▶ GIVEN INSTRUCTION: Look for the string "screenshot" in the lines and copy each line that has it.

[Start STORED DATA]

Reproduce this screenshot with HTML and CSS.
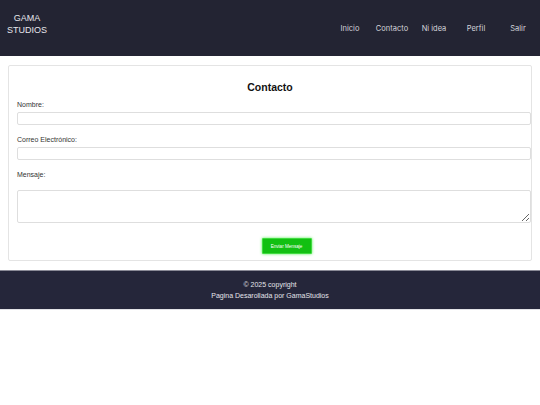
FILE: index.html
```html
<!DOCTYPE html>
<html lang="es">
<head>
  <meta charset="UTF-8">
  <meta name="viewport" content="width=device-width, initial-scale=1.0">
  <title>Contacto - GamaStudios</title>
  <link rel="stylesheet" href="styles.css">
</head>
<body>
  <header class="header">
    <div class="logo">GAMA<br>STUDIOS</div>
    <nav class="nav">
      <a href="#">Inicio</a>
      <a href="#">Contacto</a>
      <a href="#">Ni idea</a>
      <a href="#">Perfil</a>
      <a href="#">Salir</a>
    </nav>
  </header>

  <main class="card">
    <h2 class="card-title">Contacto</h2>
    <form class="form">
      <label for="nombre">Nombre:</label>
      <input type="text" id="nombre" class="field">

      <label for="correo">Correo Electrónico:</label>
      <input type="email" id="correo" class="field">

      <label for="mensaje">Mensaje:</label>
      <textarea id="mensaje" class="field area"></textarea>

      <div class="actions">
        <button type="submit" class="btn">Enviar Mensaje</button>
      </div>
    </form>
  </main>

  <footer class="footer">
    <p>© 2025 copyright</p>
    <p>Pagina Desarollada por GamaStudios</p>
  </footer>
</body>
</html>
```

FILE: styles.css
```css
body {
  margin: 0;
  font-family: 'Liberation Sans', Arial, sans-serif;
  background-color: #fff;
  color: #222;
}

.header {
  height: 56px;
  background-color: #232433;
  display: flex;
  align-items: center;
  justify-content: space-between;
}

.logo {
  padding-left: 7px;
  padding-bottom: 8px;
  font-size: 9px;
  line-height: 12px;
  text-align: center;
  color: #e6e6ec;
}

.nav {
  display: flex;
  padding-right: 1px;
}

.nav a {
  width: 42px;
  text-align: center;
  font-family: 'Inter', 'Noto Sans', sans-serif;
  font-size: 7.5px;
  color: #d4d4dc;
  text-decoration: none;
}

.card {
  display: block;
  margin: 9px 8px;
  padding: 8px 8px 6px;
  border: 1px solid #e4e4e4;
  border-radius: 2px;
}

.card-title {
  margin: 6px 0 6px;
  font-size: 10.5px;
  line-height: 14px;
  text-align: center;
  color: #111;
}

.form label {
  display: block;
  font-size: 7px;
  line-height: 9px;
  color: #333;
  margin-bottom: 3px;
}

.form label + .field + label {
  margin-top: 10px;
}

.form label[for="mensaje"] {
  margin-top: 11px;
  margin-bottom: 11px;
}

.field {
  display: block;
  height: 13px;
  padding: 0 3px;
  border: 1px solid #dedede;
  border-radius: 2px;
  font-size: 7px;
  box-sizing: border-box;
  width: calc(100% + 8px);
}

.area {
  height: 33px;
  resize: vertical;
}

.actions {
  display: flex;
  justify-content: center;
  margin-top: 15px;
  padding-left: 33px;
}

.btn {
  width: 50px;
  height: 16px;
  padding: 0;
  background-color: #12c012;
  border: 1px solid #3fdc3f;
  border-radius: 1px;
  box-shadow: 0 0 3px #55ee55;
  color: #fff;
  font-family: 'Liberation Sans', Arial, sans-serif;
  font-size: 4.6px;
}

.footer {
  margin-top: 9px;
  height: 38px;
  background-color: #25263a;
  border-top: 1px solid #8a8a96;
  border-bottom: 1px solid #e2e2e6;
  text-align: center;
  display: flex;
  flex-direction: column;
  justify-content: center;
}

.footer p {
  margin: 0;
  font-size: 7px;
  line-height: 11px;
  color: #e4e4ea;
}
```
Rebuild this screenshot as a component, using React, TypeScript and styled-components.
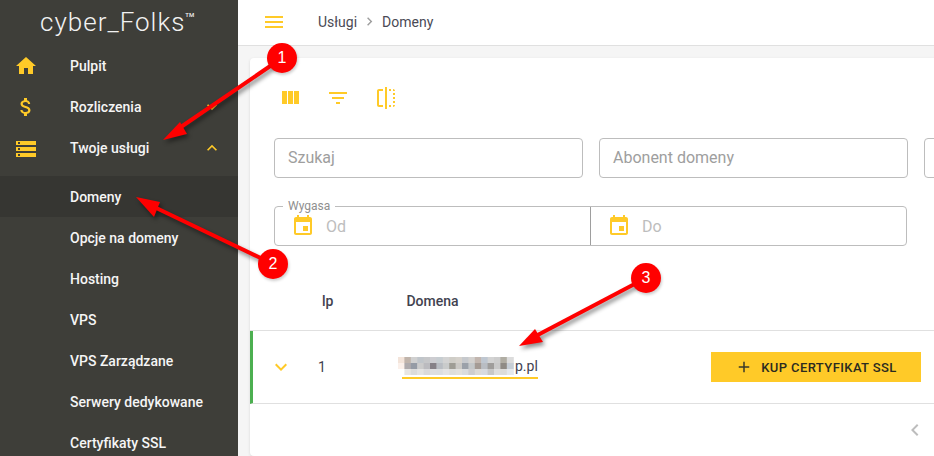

[End STORED DATA]

▶ RIGHT ANSWER:
Reproduce this screenshot with HTML and CSS.
Rebuild this screenshot as a component, using React, TypeScript and styled-components.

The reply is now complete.